### Problem requirements
Exactly and only the lines from the one containing "Emit a component" through the one containing "const [open, setOpen] = useState(true);" belong in your copy. Pictures do not.

**** Listing ****

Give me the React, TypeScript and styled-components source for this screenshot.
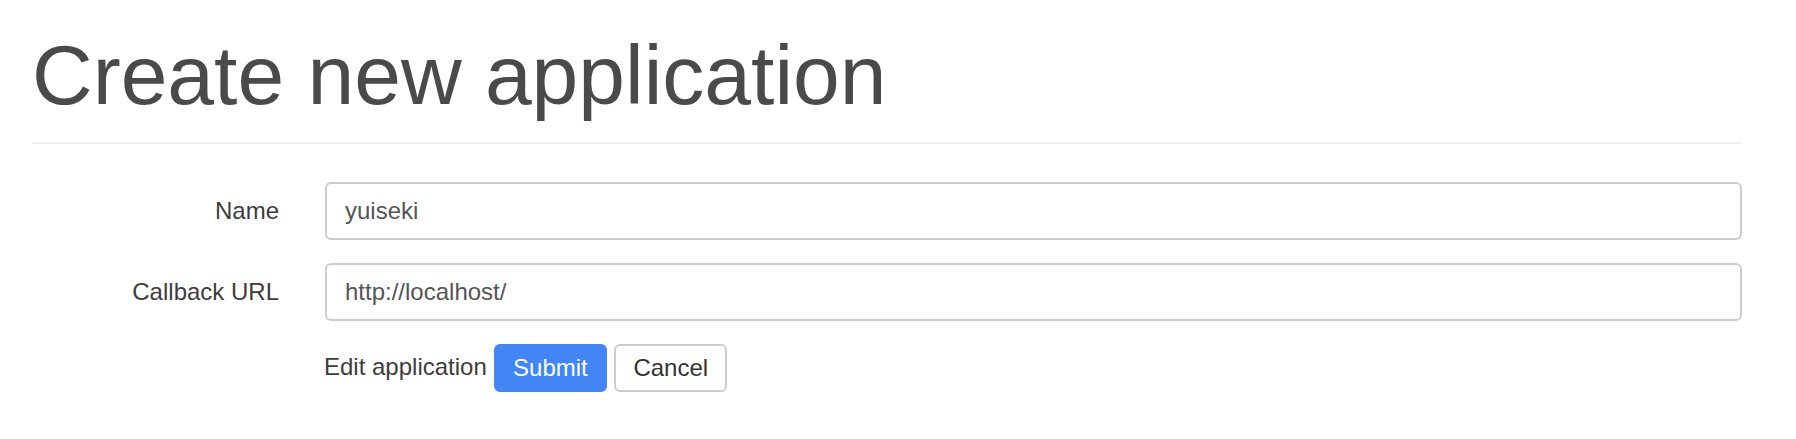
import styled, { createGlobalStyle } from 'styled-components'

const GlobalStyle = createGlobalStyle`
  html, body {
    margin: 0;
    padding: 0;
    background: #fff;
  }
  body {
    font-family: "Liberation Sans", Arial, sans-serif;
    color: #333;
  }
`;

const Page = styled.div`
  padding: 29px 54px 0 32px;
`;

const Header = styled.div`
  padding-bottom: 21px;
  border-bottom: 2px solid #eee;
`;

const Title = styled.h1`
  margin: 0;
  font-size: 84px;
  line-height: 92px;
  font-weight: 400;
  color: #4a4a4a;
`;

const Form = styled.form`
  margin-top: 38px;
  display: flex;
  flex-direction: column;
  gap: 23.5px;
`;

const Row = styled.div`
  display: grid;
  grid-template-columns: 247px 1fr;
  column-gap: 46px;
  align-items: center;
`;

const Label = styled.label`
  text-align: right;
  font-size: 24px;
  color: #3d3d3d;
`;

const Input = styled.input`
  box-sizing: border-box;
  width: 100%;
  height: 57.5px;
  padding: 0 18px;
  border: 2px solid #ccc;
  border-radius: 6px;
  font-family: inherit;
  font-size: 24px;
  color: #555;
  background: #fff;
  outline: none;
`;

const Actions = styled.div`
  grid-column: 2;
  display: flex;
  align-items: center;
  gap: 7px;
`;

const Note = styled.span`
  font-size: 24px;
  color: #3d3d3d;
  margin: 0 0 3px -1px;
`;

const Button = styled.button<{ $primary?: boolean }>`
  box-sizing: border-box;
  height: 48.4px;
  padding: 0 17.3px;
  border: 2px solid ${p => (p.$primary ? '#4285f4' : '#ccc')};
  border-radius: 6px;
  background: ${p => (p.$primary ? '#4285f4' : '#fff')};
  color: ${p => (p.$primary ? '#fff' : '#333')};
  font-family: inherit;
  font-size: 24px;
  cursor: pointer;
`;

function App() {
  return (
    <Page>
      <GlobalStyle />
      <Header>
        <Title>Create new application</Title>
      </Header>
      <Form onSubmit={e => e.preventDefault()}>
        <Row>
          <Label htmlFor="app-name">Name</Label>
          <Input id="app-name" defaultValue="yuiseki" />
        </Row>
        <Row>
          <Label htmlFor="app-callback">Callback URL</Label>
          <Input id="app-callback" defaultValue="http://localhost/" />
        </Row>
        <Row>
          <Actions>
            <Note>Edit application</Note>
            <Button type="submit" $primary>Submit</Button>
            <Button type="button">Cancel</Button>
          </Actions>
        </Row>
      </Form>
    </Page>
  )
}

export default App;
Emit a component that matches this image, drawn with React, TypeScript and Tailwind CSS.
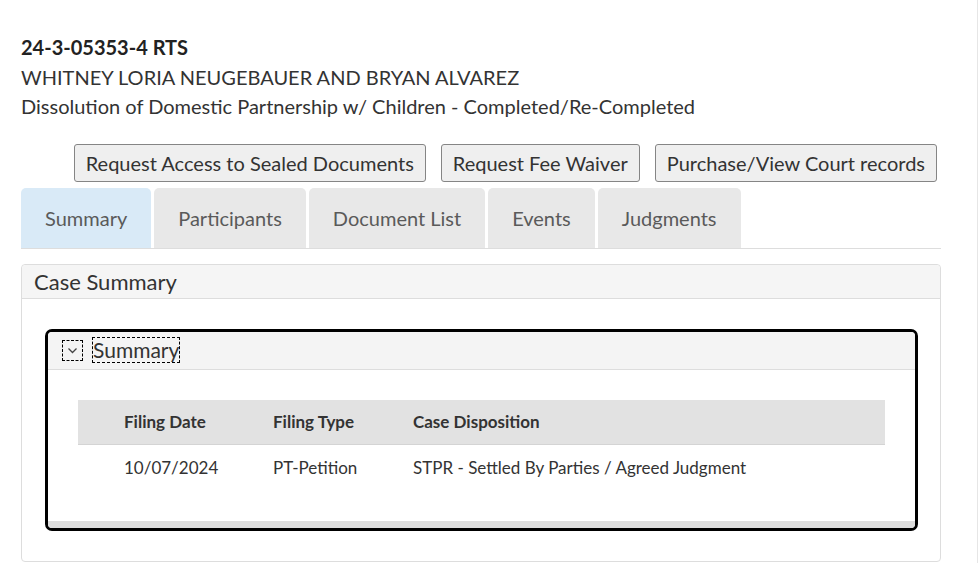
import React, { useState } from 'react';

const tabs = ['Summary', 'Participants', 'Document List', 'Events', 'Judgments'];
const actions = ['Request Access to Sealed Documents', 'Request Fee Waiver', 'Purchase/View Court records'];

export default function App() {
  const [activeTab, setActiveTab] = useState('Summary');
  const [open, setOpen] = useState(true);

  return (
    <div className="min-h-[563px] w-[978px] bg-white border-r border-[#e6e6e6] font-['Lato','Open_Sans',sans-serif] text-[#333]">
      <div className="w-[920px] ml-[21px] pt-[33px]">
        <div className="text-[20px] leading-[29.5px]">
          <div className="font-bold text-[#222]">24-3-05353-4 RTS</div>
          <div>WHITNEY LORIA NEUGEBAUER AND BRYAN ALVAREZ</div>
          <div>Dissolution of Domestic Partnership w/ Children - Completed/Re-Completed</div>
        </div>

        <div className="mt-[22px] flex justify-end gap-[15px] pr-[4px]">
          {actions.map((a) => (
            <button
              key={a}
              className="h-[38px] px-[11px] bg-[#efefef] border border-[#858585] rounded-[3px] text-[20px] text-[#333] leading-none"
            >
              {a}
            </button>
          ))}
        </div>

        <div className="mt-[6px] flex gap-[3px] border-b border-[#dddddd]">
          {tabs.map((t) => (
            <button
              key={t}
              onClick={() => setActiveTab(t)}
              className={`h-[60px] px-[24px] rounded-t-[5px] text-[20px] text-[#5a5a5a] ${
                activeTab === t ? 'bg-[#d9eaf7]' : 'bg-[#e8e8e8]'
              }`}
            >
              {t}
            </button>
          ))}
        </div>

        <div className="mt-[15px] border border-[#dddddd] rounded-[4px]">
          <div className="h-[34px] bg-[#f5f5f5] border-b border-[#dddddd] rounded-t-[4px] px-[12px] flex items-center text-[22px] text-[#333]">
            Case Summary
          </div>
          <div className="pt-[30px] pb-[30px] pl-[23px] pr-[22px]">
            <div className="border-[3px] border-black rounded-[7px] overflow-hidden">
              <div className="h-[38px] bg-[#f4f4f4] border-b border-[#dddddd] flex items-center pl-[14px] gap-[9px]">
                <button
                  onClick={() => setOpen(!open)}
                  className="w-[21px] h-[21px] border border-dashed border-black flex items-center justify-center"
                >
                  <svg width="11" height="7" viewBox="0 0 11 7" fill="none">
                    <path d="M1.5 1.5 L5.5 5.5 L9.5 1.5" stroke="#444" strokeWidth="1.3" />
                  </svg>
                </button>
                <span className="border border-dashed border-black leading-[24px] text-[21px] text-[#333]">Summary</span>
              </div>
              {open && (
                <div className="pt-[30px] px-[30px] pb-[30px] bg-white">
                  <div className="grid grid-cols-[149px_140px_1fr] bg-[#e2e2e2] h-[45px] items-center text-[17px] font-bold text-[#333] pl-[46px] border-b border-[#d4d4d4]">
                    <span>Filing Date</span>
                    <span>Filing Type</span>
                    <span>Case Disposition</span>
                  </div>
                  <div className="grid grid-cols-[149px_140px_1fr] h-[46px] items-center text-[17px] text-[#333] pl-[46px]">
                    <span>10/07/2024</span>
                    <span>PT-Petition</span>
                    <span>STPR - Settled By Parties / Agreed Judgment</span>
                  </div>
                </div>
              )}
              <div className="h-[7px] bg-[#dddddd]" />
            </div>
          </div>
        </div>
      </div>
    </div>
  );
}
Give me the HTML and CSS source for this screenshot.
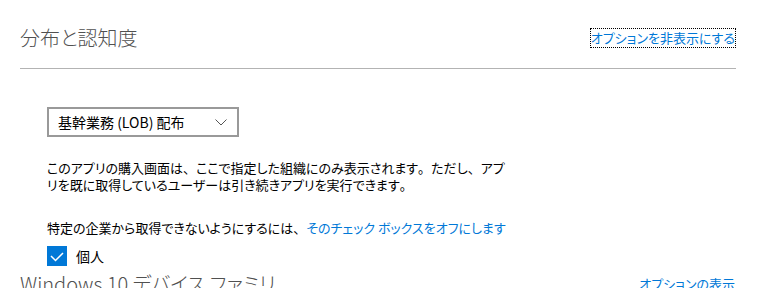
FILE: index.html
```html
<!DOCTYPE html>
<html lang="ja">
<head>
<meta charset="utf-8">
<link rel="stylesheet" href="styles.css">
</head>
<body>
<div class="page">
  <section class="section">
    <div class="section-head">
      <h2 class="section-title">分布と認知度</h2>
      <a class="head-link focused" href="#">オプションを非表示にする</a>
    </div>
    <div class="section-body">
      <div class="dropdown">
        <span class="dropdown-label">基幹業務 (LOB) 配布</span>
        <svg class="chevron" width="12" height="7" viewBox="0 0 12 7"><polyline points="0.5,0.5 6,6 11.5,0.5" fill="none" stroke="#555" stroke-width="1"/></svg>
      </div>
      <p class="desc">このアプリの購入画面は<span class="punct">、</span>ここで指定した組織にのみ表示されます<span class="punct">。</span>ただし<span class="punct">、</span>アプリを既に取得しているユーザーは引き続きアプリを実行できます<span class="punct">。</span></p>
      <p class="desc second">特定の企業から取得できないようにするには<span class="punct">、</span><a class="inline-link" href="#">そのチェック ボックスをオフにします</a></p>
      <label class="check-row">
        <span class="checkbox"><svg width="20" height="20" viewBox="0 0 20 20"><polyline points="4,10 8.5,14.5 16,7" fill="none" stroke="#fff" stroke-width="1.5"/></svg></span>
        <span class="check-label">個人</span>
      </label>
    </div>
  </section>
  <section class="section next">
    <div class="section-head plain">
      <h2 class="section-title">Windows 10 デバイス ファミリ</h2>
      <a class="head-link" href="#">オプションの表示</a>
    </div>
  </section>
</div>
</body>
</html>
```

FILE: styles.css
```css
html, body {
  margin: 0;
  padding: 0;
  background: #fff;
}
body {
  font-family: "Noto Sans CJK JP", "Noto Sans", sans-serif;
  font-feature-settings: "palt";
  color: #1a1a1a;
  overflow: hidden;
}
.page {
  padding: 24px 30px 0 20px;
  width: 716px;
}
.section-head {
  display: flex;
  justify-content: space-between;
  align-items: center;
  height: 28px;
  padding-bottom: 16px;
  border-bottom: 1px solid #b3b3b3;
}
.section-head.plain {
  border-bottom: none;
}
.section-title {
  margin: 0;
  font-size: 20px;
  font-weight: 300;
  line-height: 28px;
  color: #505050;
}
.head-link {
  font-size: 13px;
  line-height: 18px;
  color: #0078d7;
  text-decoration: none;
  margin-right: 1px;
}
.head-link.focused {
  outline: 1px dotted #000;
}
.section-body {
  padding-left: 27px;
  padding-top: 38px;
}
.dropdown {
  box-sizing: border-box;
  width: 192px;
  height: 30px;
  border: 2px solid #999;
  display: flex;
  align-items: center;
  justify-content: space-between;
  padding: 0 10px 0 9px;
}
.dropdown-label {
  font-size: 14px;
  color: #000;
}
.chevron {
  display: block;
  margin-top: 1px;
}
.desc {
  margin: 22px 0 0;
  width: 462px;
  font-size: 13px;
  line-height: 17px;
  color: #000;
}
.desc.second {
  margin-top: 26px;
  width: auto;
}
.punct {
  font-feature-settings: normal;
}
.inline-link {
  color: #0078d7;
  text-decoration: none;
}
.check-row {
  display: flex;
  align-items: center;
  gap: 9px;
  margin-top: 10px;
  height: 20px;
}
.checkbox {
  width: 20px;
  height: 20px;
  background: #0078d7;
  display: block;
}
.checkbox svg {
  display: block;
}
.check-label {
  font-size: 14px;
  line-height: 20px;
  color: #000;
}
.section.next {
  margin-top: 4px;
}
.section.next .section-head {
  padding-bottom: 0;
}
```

****

### Final answer
Emit a component that matches this image, drawn with React, TypeScript and Tailwind CSS.
import React, { useState } from 'react';

const tabs = ['Summary', 'Participants', 'Document List', 'Events', 'Judgments'];
const actions = ['Request Access to Sealed Documents', 'Request Fee Waiver', 'Purchase/View Court records'];

export default function App() {
  const [activeTab, setActiveTab] = useState('Summary');
  const [open, setOpen] = useState(true);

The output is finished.